R. Terzi (30.8.2012)
Veo con placer que también tú te apasionas por el horizonte del pensamiento teórico y filosófico. No es, a mi juicio, algo superfluo, un ejercicio académico que los políticos realistas y pragmáticos hacen bien en mantener a una distancia prudente, sino al contrario: la política tiene fuerza de penetración y de movilización si sobre los hombros lleva un pensamiento, una visión, una interpretación de la realidad. Nunca he soportado la facilonería con la que se practica una escisión de los dos planos: sería justo en teoría, pero no en la práctica. Si existe una fricción entre la teoría y la realidad, entonces es que la teoría debe ser objeto de examen y reelaboración. Pero los pragmáticos piensan que pueden avanzar a ciegas, sin pensar, fiados sólo a su instinto por el poder. Y ese instinto les lleva a desconfiar de toda forma de pensamiento organizado.

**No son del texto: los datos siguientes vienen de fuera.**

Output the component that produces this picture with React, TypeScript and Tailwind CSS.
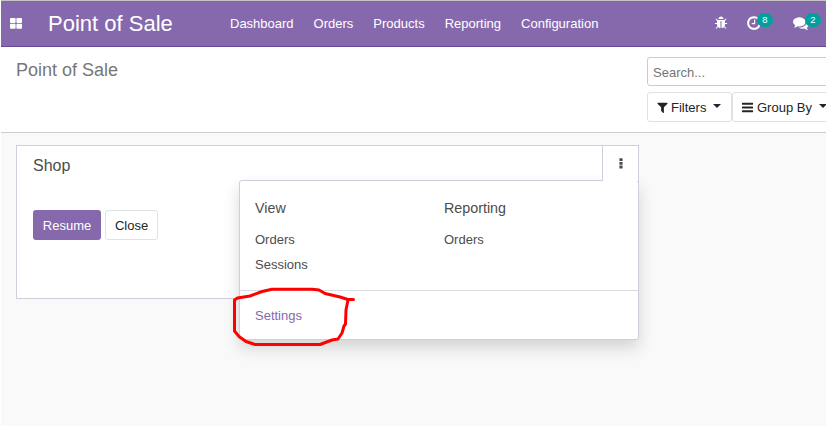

         Me parece que esa es una de las razones del descrédito de la política actual, porque sólo aparece como maniobra, como juego de poder, y no sabe responder a las demandas fundamentales del hombre contemporáneo. Y entonces se busca refugio en las sectas, en los fundamentalismos, en los mitos, en los populismos, en todo lo que ofrece una apariencia de verdad y de identidad. La política débil, que da un paso atrás, que se reduce a técnica administrativa, que se mantiene a distancia de las ideologías, no es, como sostiene alguno, la vía de salida a las locuras extremistas del siglo xx, sino el camino más seguro para preparar locuras nuevas y más peligrosas, porque ya no hay un cemento, un fundamento cultural común que mantenga unida la polis, la comunidad en la que vivimos. Si la política se retira, serán otros los que ocupen la escena: aventureros, predicadores, organizadores de mafias. ¿No es ese ya hoy el escenario predominante?

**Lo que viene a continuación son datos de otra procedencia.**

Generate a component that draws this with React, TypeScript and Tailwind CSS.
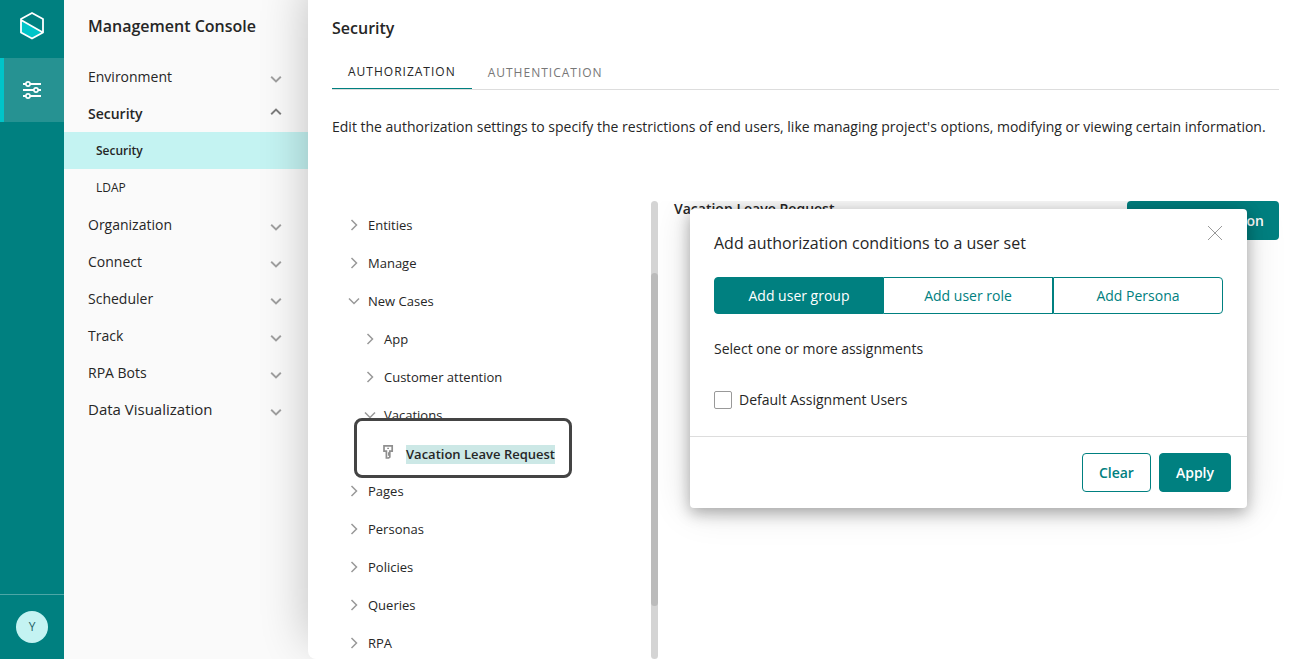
import { useState } from "react";
import clsx from "clsx";

interface MenuItem {
  label: string;
  children?: string[];
  large?: boolean;
}

interface TreeNode {
  label: string;
  depth: 0 | 1 | 2;
  state: "open" | "closed" | "leaf";
}

const MENU: MenuItem[] = [
  { label: "Environment" },
  { label: "Security", children: ["Security", "LDAP"] },
  { label: "Organization" },
  { label: "Connect" },
  { label: "Scheduler" },
  { label: "Track" },
  { label: "RPA Bots" },
  { label: "Data Visualization", large: true },
];

const TREE: TreeNode[] = [
  { label: "Entities", depth: 0, state: "closed" },
  { label: "Manage", depth: 0, state: "closed" },
  { label: "New Cases", depth: 0, state: "open" },
  { label: "App", depth: 1, state: "closed" },
  { label: "Customer attention", depth: 1, state: "closed" },
  { label: "Vacations", depth: 1, state: "open" },
  { label: "Vacation Leave Request", depth: 2, state: "leaf" },
  { label: "Pages", depth: 0, state: "closed" },
  { label: "Personas", depth: 0, state: "closed" },
  { label: "Policies", depth: 0, state: "closed" },
  { label: "Queries", depth: 0, state: "closed" },
  { label: "RPA", depth: 0, state: "closed" },
];

const ASSIGNMENT_TABS = ["Add user group", "Add user role", "Add Persona"];

const Logo = () => (
  <svg width="26" height="30" viewBox="0 0 26 30" fill="none" aria-hidden="true">
    <path d="M2 9 L24 21.5 L13 27.5 L2 21.5 Z" fill="#00c4c8" />
    <path
      d="M13 2 L24 8 V21.5 L13 27.5 L2 21.5 V8 Z M2 9 L24 21.5"
      stroke="#fff"
      strokeWidth="1.8"
      strokeLinejoin="round"
    />
  </svg>
);

const SlidersIcon = () => (
  <svg width="18" height="18" viewBox="0 0 18 18" fill="none" stroke="#fff" aria-hidden="true">
    <path
      d="M0 3h3M7 3h11M0 9h11M15 9h3M0 15h3M7 15h11"
      strokeWidth="2"
    />
    <g strokeWidth="1.6">
      <circle cx="5" cy="3" r="2.1" />
      <circle cx="13" cy="9" r="2.1" />
      <circle cx="5" cy="15" r="2.1" />
    </g>
  </svg>
);

const MenuChevron = ({ open }: { open: boolean }) => (
  <svg width="12" height="8" viewBox="0 0 12 8" fill="none" aria-hidden="true">
    <path
      d={open ? "M1.2 6.2 L6 1.5 L10.8 6.2" : "M1.2 1.8 L6 6.5 L10.8 1.8"}
      stroke={open ? "#7c7c7c" : "#a0a0a0"}
      strokeWidth="1.9"
    />
  </svg>
);

const TreeChevron = ({ open }: { open: boolean }) => (
  <svg width="16" height="16" viewBox="0 0 16 16" fill="none" aria-hidden="true">
    <path
      d={open ? "M3 4.5 L8 9.5 L13 4.5" : "M5.5 2 L10.5 7 L5.5 12"}
      stroke="#999"
      strokeWidth="1.5"
    />
  </svg>
);

const KeyIcon = () => (
  <svg width="16" height="20" viewBox="0 0 16 20" fill="none" stroke="#8f8f8f" aria-hidden="true">
    <path
      d="M4 1.8 H12.2 V7.2 H9.8 V9.2 H8.8 V10.8 H9.8 V13 L8.6 14 H6.4 V7.2 H4 Z"
      strokeWidth="1.7"
    />
    <path d="M7.2 4.4h1.8" strokeWidth="1.4" />
  </svg>
);

const Rail = () => (
  <div className="flex w-16 shrink-0 flex-col bg-[#008080]">
    <a href="#home" aria-label="Home" className="flex h-[58px] items-center justify-center pb-1.5">
      <Logo />
    </a>
    <button
      type="button"
      aria-label="Management Console"
      className="flex h-16 items-center justify-center border-l-4 border-[#00c4c8] bg-[#269292] pr-1"
    >
      <SlidersIcon />
    </button>
    <div className="mt-auto flex h-[65px] items-center justify-center border-t border-[#4da6a6]">
      <button
        type="button"
        aria-label="User profile"
        className="h-8 w-8 rounded-full bg-[#c4f3f2] text-xs text-[#1f5f66]"
      >
        Y
      </button>
    </div>
  </div>
);

const Sidebar = () => (
  <nav className="w-[244px] shrink-0 bg-[#fafafa]">
    <h1 className="flex h-[58px] items-center pb-1.5 pl-6 text-base font-semibold">
      Management Console
    </h1>
    <ul>
      {MENU.map(({ label, children, large }) => (
        <li key={label}>
          <button
            type="button"
            aria-expanded={Boolean(children)}
            className={clsx(
              "flex h-[37px] w-full items-center justify-between pl-6 pr-[26px]",
              large ? "text-[15px]" : "text-sm",
              children && "font-semibold",
            )}
          >
            {label}
            <span className={children ? "pb-1" : "pt-1"}>
              <MenuChevron open={Boolean(children)} />
            </span>
          </button>
          {children && (
            <ul>
              {children.map((child, index) => (
                <li key={child}>
                  <a
                    href={`#${child.toLowerCase()}`}
                    className={clsx(
                      "flex h-[37px] items-center pl-8 text-xs",
                      index === 0 && "bg-[#c4f3f2] font-semibold",
                    )}
                  >
                    {child}
                  </a>
                </li>
              ))}
            </ul>
          )}
        </li>
      ))}
    </ul>
  </nav>
);

const TreeRow = ({ node }: { node: TreeNode }) => {
  if (node.state === "leaf") {
    return (
      <li className="relative flex h-[38px] items-center pl-12">
        <div className="absolute -top-[17px] left-[22px] h-[60px] w-[218px] rounded-lg border-3 border-[#444] bg-white" />
        <button
          type="button"
          className="relative flex items-center gap-2.5 text-[13px] font-semibold"
        >
          <KeyIcon />
          <span className="bg-[#cce8e6] leading-[19px]">{node.label}</span>
        </button>
      </li>
    );
  }

  return (
    <li
      className={clsx(
        "flex h-[38px] items-center",
        node.depth === 0 ? "pl-3.5" : "pl-[30px]",
      )}
    >
      <button
        type="button"
        aria-expanded={node.state === "open"}
        className="flex items-center gap-1.5 text-[13px]"
      >
        <TreeChevron open={node.state === "open"} />
        {node.label}
      </button>
    </li>
  );
};

const AuthorizationDialog = () => {
  const [activeTab, setActiveTab] = useState(0);

  return (
    <div
      role="dialog"
      aria-labelledby="dialog-title"
      className="absolute left-8 right-8 top-2 rounded bg-white shadow-[0_5px_15px_rgba(0,0,0,0.3),0_0_40px_rgba(0,0,0,0.14)]"
    >
      <div className="flex items-start justify-between pl-6 pr-6 pt-[22px]">
        <h3 id="dialog-title" className="text-base">
          Add authorization conditions to a user set
        </h3>
        <button type="button" aria-label="Close" className="-mt-1.5 text-[#999]">
          <svg width="16" height="16" viewBox="0 0 16 16" stroke="currentColor" aria-hidden="true">
            <path d="M1 1 L15 15 M15 1 L1 15" strokeWidth="1" />
          </svg>
        </button>
      </div>
      <div className="mx-6 mt-[22px] flex h-[37px] text-sm text-[#008080]">
        {ASSIGNMENT_TABS.map((label, index) => (
          <button
            key={label}
            type="button"
            onClick={() => setActiveTab(index)}
            className={clsx(
              "flex-1 border border-[#008080] first:rounded-l last:rounded-r",
              index === 1 && "border-l-0",
              index === activeTab && "bg-[#008080] font-medium text-white",
            )}
          >
            {label}
          </button>
        ))}
      </div>
      <p className="mx-6 mt-[25px] text-sm">Select one or more assignments</p>
      <label className="mx-6 mb-[26px] mt-[31px] flex items-center gap-[7px] text-sm">
        <input
          type="checkbox"
          className="h-[18px] w-[18px] appearance-none rounded-xs border border-[#999] bg-white checked:bg-[#008080]"
        />
        Default Assignment Users
      </label>
      <div className="flex justify-end gap-2 border-t border-[#ddd] p-4 text-sm font-semibold">
        <button
          type="button"
          className="h-[39px] rounded border border-[#008080] px-4 text-[#008080]"
        >
          Clear
        </button>
        <button
          type="button"
          className="h-[39px] rounded border border-[#008080] bg-[#008080] px-4 text-white"
        >
          Apply
        </button>
      </div>
    </div>
  );
};

const App = () => {
  return (
    <div className="flex h-screen overflow-hidden bg-[#fafafa] font-['Open_Sans',sans-serif] text-[#262626]">
      <Rail />
      <Sidebar />
      <main className="relative flex min-w-0 flex-1 flex-col rounded-bl-lg bg-white pl-6 pr-[19px] pt-4 shadow-[0_-16px_48px_rgba(0,0,0,0.24)]">
        <h2 className="text-base font-semibold">Security</h2>
        <div role="tablist" className="mt-3.5 flex border-b border-[#ddd] text-xs">
          <button
            type="button"
            role="tab"
            aria-selected="true"
            className="h-[35px] border-b border-[#008080] px-4 pt-0.5 tracking-[1px]"
          >
            AUTHORIZATION
          </button>
          <button
            type="button"
            role="tab"
            aria-selected="false"
            className="h-[35px] px-4 pt-0.5 tracking-[1px] text-[#777]"
          >
            AUTHENTICATION
          </button>
        </div>
        <p className="mt-[27px] text-sm">
          Edit the authorization settings to specify the restrictions of end users, like managing
          project's options, modifying or viewing certain information.
        </p>
        <div className="mt-16 flex min-h-0 flex-1">
          <div className="flex w-[326px] shrink-0 justify-between">
            <ul className="-ml-2 min-w-0 flex-1 overflow-hidden pl-2 pt-1.5">
              {TREE.map((node) => (
                <TreeRow key={node.label} node={node} />
              ))}
            </ul>
            <div className="w-[7px] rounded bg-[#d4d4d4] pt-[72px]">
              <div className="h-[333px] rounded bg-[#bbb]" />
            </div>
          </div>
          <section className="relative -mr-[19px] flex-1 overflow-hidden pr-[19px]">
            <div className="flex justify-between pl-4">
              <h3 className="text-sm font-semibold leading-4">Vacation Leave Request</h3>
              <button
                type="button"
                className="h-[39px] w-[152px] whitespace-nowrap rounded bg-[#008080] text-sm font-semibold text-white"
              >
                Add authorization
              </button>
            </div>
            <div className="absolute inset-y-0 left-0 right-[19px]">
              <AuthorizationDialog />
            </div>
          </section>
        </div>
      </main>
    </div>
  );
};

export default App;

         Me parece que en eso estamos de acuerdo, en que no puede existir política sin pensamiento. Por eso es importante para la izquierda hacer balance de su tradición y del gran depósito histórico y teórico del marxismo. En ese depósito se encuentran muchos filones, muchas trayectorias posibles, unas hoy ya agotadas, otras por redescubrir, pero de seguro no es posible fijar de forma dogmática una única interpretación posible y legítima. Yo me limito a decir que no se puede entender a Marx si no se reconoce el método dialéctico como su arma vencedora fundamental. La dialéctica, para decirlo de un modo simple, no es otra cosa que el pensamiento del movimiento, de la contradicción, del ser de las cosas no fijas sino siempre en relación, siempre dispuestas a invertirse en su opuesto. Se puede abusar de la dialéctica, y en efecto se ha abusado de sobra, convirtiéndola en una fórmula mágica que lo resuelve todo y todo lo concilia. Pero la actualidad del marxismo está en ese modo suyo de ser un pensamiento que sabe penetrar en el movimiento dinámico de las cosas.
         Y el propio Marx debe ser dialectizado, encuadrado por consiguiente en el movimiento de nuestra historia y de sus contradicciones. Yo te confirmo, in toto, mi tesis sobre el vulnus teórico que ha posibilitado todas las degeneraciones del socialismo real, y que está a mi juicio en el utopismo aleatorio de la extinción del Estado. No podemos limitarnos a subrayar la forma «abierta» y experimental desde la que Marx afronta el problema, porque precisamente ha sido ese exceso de apertura lo que ha hecho posible la dramática distorsión en la organización del nuevo poder. En suma, la misma historia del marxismo y de sus realizaciones ha de ser contemplada históricamente, interpretada, dialectizada. Si se ha producido un fracaso, debemos saber llevar a cabo una revisión teórica, siguiendo hasta el final un método de verificación crítica y de verdad, con toda la severidad necesaria, sin inercias ni acomodos fáciles.
         Y todo eso nos atañe directamente, por las cosas que hemos dicho y las que hemos callado, por lo que hemos visto y lo que hemos fingido no ver, por las trampas ideológicas en las que nos hemos dejado atrapar. En suma, nos debemos a nosotros mismos dejar claro todo el sentido de nuestro camino, en sus grandezas y en sus caídas. No para renegar de nada, sino para reemprender la lucha sobre bases teóricas nuevas y más firmes. Este esfuerzo de clarificación no lo veo hoy por ninguna parte, sólo veo el arrumbamiento o la nostalgia, el «novismo» que ve la historia como un lastre del que hemos de librarnos, o el intento más bien patético de volver a ser como éramos. En uno y otro caso, se piensa que no es necesario el pensamiento crítico, que basta con ocupar una posición, delimitar un campo, estar ahí donde hemos sido convocados a estar, enarbolando las viejas banderas desteñidas, o bien con la retórica vacía de un «nuevo comienzo» parecido a un viaje hacia la nada. Yo me niego a participar en ese juego. Y estoy buscando alguna vía que podamos emprender con provecho.